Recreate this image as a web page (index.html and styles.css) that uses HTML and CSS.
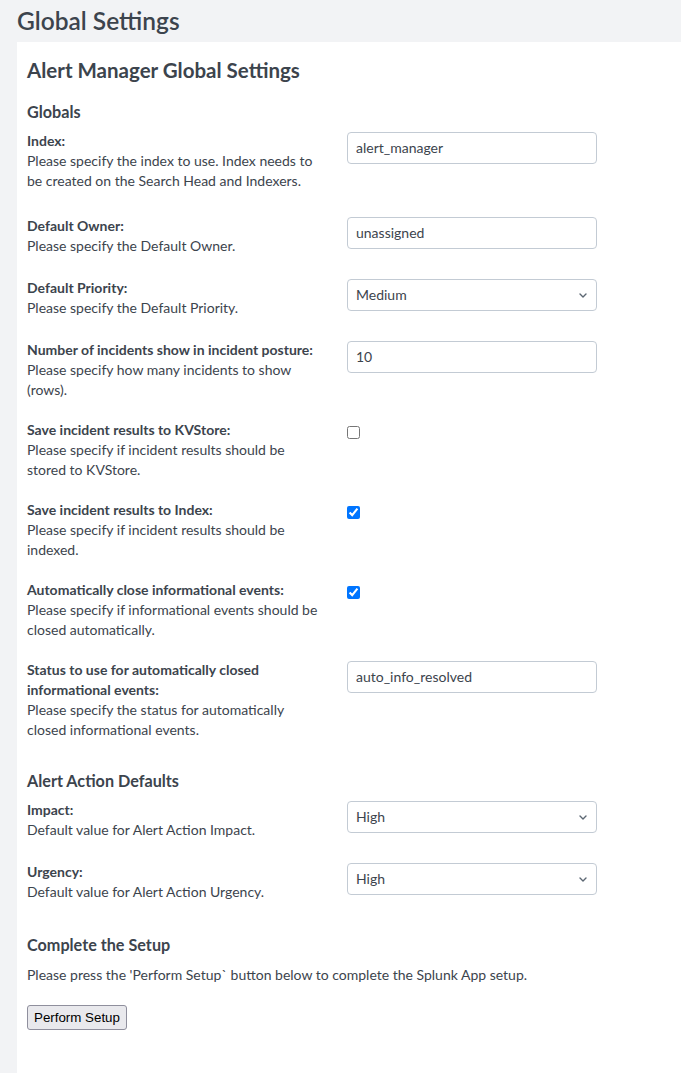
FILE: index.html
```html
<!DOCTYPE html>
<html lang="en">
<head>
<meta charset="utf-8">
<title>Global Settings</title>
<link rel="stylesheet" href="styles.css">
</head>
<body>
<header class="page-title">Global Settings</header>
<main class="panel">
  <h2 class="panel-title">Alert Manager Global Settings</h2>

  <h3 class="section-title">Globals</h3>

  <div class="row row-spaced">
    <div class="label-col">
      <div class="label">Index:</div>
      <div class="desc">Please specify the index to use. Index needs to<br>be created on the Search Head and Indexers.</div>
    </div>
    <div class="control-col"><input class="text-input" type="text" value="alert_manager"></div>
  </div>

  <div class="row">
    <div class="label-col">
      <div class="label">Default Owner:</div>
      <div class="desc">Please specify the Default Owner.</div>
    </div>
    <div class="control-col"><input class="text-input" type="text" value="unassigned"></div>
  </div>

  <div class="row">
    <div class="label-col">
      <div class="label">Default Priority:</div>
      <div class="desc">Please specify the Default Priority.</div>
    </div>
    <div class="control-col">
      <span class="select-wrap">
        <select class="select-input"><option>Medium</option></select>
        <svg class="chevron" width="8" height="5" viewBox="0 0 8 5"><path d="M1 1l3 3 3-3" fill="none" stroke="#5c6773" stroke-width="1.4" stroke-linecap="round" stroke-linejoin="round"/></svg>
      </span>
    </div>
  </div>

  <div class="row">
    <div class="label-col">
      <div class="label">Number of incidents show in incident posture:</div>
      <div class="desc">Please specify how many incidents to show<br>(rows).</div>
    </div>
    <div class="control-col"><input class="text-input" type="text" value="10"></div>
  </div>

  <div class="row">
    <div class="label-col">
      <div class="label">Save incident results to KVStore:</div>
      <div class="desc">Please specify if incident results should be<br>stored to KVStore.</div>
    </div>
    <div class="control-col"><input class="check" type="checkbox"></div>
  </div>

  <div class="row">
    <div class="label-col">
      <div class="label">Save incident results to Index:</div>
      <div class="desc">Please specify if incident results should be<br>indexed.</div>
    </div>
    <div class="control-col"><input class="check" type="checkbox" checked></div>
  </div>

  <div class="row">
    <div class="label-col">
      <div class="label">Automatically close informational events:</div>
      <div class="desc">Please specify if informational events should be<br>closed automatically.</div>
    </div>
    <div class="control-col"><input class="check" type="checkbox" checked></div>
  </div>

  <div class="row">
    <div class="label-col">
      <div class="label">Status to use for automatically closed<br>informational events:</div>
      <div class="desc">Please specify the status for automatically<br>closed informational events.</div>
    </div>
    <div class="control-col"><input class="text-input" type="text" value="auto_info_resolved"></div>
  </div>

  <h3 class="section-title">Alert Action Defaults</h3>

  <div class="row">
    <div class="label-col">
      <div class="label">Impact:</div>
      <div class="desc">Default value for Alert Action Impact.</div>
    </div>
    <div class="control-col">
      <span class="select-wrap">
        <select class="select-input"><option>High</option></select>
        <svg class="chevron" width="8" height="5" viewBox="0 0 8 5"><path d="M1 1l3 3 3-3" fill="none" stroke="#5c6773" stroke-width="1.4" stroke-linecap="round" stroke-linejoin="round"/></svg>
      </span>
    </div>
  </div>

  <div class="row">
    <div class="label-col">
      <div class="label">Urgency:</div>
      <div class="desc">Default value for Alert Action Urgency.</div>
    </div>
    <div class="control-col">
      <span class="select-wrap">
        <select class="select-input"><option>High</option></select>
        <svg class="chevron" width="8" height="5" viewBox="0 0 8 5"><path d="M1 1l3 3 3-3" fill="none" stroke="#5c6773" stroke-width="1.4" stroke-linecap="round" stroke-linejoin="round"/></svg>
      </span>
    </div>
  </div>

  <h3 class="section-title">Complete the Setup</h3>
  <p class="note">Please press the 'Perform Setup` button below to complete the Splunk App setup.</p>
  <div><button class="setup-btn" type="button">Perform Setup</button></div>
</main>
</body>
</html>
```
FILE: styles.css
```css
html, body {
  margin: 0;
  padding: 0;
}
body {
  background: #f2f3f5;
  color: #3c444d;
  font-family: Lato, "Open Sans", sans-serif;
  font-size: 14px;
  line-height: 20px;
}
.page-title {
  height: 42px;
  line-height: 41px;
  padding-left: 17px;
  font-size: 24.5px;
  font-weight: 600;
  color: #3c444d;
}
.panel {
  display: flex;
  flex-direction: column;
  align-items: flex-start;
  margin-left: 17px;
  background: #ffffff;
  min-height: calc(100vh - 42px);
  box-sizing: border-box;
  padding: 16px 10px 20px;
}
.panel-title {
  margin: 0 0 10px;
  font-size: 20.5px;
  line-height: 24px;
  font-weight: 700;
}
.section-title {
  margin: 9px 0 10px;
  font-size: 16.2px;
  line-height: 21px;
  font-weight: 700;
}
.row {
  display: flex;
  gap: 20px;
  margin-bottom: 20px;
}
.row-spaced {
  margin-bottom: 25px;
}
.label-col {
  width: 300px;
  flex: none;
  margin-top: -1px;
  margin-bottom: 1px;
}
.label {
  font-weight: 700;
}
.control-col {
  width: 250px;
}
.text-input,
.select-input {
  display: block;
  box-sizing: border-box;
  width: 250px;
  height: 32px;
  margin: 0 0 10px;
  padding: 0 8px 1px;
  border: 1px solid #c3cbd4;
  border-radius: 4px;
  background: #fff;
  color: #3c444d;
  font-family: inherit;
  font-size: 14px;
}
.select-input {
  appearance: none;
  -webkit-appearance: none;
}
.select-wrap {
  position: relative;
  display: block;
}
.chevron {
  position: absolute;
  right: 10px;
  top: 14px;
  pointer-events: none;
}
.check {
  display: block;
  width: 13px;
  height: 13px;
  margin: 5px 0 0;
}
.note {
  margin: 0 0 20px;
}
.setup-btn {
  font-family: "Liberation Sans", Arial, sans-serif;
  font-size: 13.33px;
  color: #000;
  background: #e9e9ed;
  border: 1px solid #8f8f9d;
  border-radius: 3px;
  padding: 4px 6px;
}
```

◆ Aim:
Copy out all of the data word for word. Do not carry over any picture.

◆ Exercise solution:
Recreate this image as a web page (index.html and styles.css) that uses HTML and CSS.
FILE: index.html
```html
<!DOCTYPE html>
<html lang="en">
<head>
<meta charset="utf-8">
<title>Global Settings</title>
<link rel="stylesheet" href="styles.css">
</head>
<body>
<header class="page-title">Global Settings</header>
<main class="panel">
  <h2 class="panel-title">Alert Manager Global Settings</h2>

  <h3 class="section-title">Globals</h3>

  <div class="row row-spaced">
    <div class="label-col">
      <div class="label">Index:</div>
      <div class="desc">Please specify the index to use. Index needs to<br>be created on the Search Head and Indexers.</div>
    </div>
    <div class="control-col"><input class="text-input" type="text" value="alert_manager"></div>
  </div>

  <div class="row">
    <div class="label-col">
      <div class="label">Default Owner:</div>
      <div class="desc">Please specify the Default Owner.</div>
    </div>
    <div class="control-col"><input class="text-input" type="text" value="unassigned"></div>
  </div>

  <div class="row">
    <div class="label-col">
      <div class="label">Default Priority:</div>
      <div class="desc">Please specify the Default Priority.</div>
    </div>
    <div class="control-col">
      <span class="select-wrap">
        <select class="select-input"><option>Medium</option></select>
        <svg class="chevron" width="8" height="5" viewBox="0 0 8 5"><path d="M1 1l3 3 3-3" fill="none" stroke="#5c6773" stroke-width="1.4" stroke-linecap="round" stroke-linejoin="round"/></svg>
      </span>
    </div>
  </div>

  <div class="row">
    <div class="label-col">
      <div class="label">Number of incidents show in incident posture:</div>
      <div class="desc">Please specify how many incidents to show<br>(rows).</div>
    </div>
    <div class="control-col"><input class="text-input" type="text" value="10"></div>
  </div>

  <div class="row">
    <div class="label-col">
      <div class="label">Save incident results to KVStore:</div>
      <div class="desc">Please specify if incident results should be<br>stored to KVStore.</div>
    </div>
    <div class="control-col"><input class="check" type="checkbox"></div>
  </div>

  <div class="row">
    <div class="label-col">
      <div class="label">Save incident results to Index:</div>
      <div class="desc">Please specify if incident results should be<br>indexed.</div>
    </div>
    <div class="control-col"><input class="check" type="checkbox" checked></div>
  </div>

  <div class="row">
    <div class="label-col">
      <div class="label">Automatically close informational events:</div>
      <div class="desc">Please specify if informational events should be<br>closed automatically.</div>
    </div>
    <div class="control-col"><input class="check" type="checkbox" checked></div>
  </div>

  <div class="row">
    <div class="label-col">
      <div class="label">Status to use for automatically closed<br>informational events:</div>
      <div class="desc">Please specify the status for automatically<br>closed informational events.</div>
    </div>
    <div class="control-col"><input class="text-input" type="text" value="auto_info_resolved"></div>
  </div>

  <h3 class="section-title">Alert Action Defaults</h3>

  <div class="row">
    <div class="label-col">
      <div class="label">Impact:</div>
      <div class="desc">Default value for Alert Action Impact.</div>
    </div>
    <div class="control-col">
      <span class="select-wrap">
        <select class="select-input"><option>High</option></select>
        <svg class="chevron" width="8" height="5" viewBox="0 0 8 5"><path d="M1 1l3 3 3-3" fill="none" stroke="#5c6773" stroke-width="1.4" stroke-linecap="round" stroke-linejoin="round"/></svg>
      </span>
    </div>
  </div>

  <div class="row">
    <div class="label-col">
      <div class="label">Urgency:</div>
      <div class="desc">Default value for Alert Action Urgency.</div>
    </div>
    <div class="control-col">
      <span class="select-wrap">
        <select class="select-input"><option>High</option></select>
        <svg class="chevron" width="8" height="5" viewBox="0 0 8 5"><path d="M1 1l3 3 3-3" fill="none" stroke="#5c6773" stroke-width="1.4" stroke-linecap="round" stroke-linejoin="round"/></svg>
      </span>
    </div>
  </div>

  <h3 class="section-title">Complete the Setup</h3>
  <p class="note">Please press the 'Perform Setup` button below to complete the Splunk App setup.</p>
  <div><button class="setup-btn" type="button">Perform Setup</button></div>
</main>
</body>
</html>
```
FILE: styles.css
```css
html, body {
  margin: 0;
  padding: 0;
}
body {
  background: #f2f3f5;
  color: #3c444d;
  font-family: Lato, "Open Sans", sans-serif;
  font-size: 14px;
  line-height: 20px;
}
.page-title {
  height: 42px;
  line-height: 41px;
  padding-left: 17px;
  font-size: 24.5px;
  font-weight: 600;
  color: #3c444d;
}
.panel {
  display: flex;
  flex-direction: column;
  align-items: flex-start;
  margin-left: 17px;
  background: #ffffff;
  min-height: calc(100vh - 42px);
  box-sizing: border-box;
  padding: 16px 10px 20px;
}
.panel-title {
  margin: 0 0 10px;
  font-size: 20.5px;
  line-height: 24px;
  font-weight: 700;
}
.section-title {
  margin: 9px 0 10px;
  font-size: 16.2px;
  line-height: 21px;
  font-weight: 700;
}
.row {
  display: flex;
  gap: 20px;
  margin-bottom: 20px;
}
.row-spaced {
  margin-bottom: 25px;
}
.label-col {
  width: 300px;
  flex: none;
  margin-top: -1px;
  margin-bottom: 1px;
}
.label {
  font-weight: 700;
}
.control-col {
  width: 250px;
}
.text-input,
.select-input {
  display: block;
  box-sizing: border-box;
  width: 250px;
  height: 32px;
  margin: 0 0 10px;
  padding: 0 8px 1px;
  border: 1px solid #c3cbd4;
  border-radius: 4px;
  background: #fff;
  color: #3c444d;
  font-family: inherit;
  font-size: 14px;
}
.select-input {
  appearance: none;
  -webkit-appearance: none;
}
.select-wrap {
  position: relative;
  display: block;
}
.chevron {
  position: absolute;
  right: 10px;
  top: 14px;
  pointer-events: none;
}
.check {
  display: block;
  width: 13px;
  height: 13px;
  margin: 5px 0 0;
}
.note {
  margin: 0 0 20px;
}
.setup-btn {
  font-family: "Liberation Sans", Arial, sans-serif;
  font-size: 13.33px;
  color: #000;
  background: #e9e9ed;
  border: 1px solid #8f8f9d;
  border-radius: 3px;
  padding: 4px 6px;
}
```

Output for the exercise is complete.